The Station Agent (USA, 2003). Independent star of stage and screen, Patricia Clarkson is best known for her unending supporting but memorable roles in Hollywood hits such as The Green Mile and Good Night and Good Luck. But as a lean mean indie screen queen, Clarkson keeps returning to those small sleepy little films that allow her to explore a serious gamut of characters and personalities without the worries of winning over the mainstream movie public. And yet, whatever she does, no matter how big or small the budget, you will not forget this milfy actress. In The Station Agent, Clarkson plays a grieving mother in a quiet little New Jersey town whose life is forever changed when she meets a 4-foot out-of-town stranger who takes ownership of a defunct train station. The Station Agent features the finest performances from three of the industries newest faces. And Clarkson, who is often plays mothers and is also remembered again for her fine shizzle in Six Feet Under, makes some memorable appearances in this film.

IQG, can you recommend another random-ass but good independent film that features Clarkson? Try, The Dying Gaul (USA, 2005).


Welcome to the Dollhouse (USA, 1996). Oh my Jeshivah and holy merde, you guys! If there is a movie you must move to the top of your queue, for the love of all things lovable, please make it Todd Solondz’s disturbingly hiliarous look at young teenage losers, Welcome to the Dollhouse. In an act of casting genius, Solondz employs the acting talents of not-so-pretty indie darling Heather Matarazzo who tears up the screen as the awkward, insecure, unpopular, disliked and wildly unfortunate 7th grader Dawn Weiner.
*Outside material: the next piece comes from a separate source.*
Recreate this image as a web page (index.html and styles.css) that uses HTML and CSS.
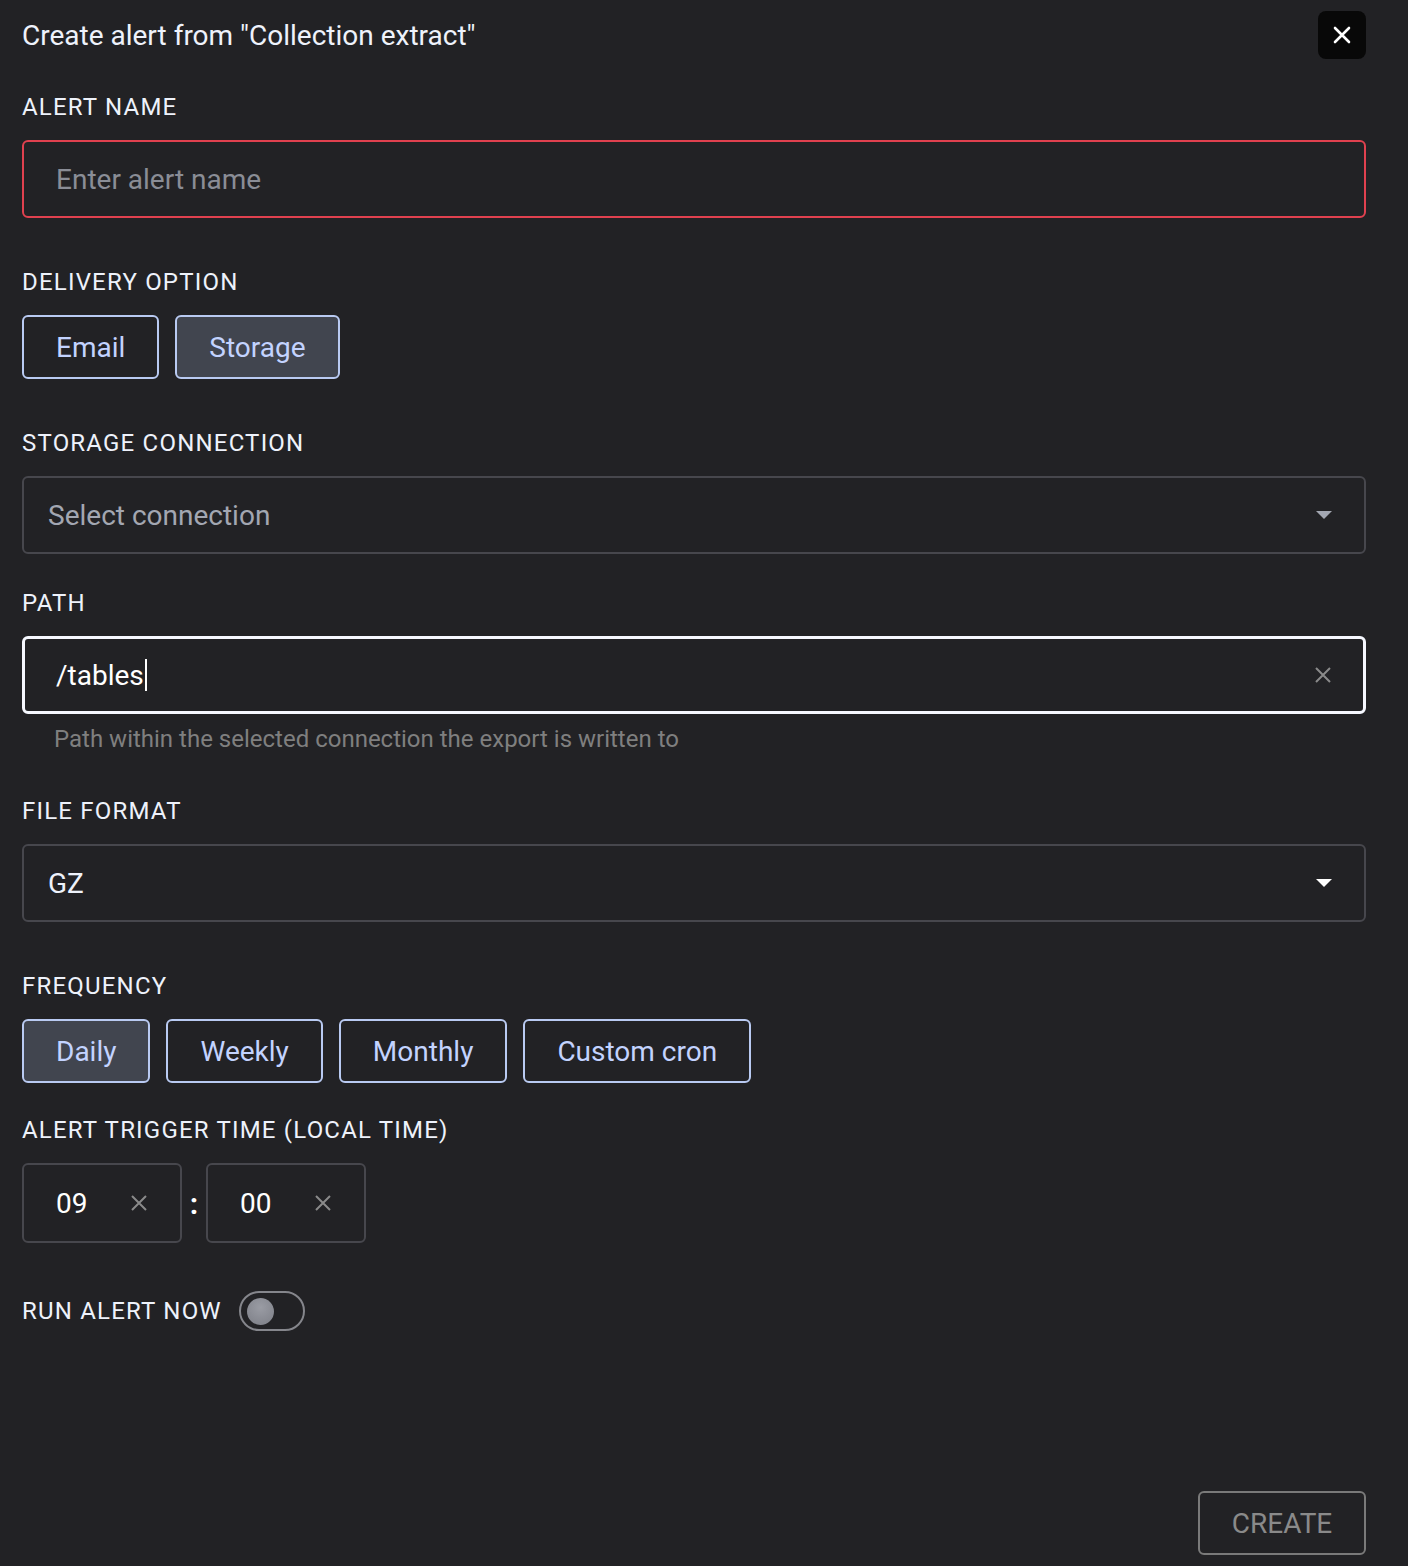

I mean, seriously, friends, her name is Dawn Weiner. Welcome to the Dollhouse is the movie that everybody was all-OMG about before Napoleon Dynamite came along. But the starkest, darkest difference between the two is that while Napoleon gets a chance at coolness, Dawn Weiner gets exactly what was coming to her, the dorkfaced asspimple! Dawn Weiner is like the Jesus of Dorkdom, amazingly misunderstood and unjustly punished for all of dorkdom’s sins. It sounds funny, but trust me, it is! IQG Extra, favorite movie line: “Yo, Weiner, you better get ready, cause at three o’clock today, I’m gonna RAPE you!”

IQG, after that sacrilegious and damning review, is there another Matarazzo film you could recommend? Try, Saved (USA, 2004).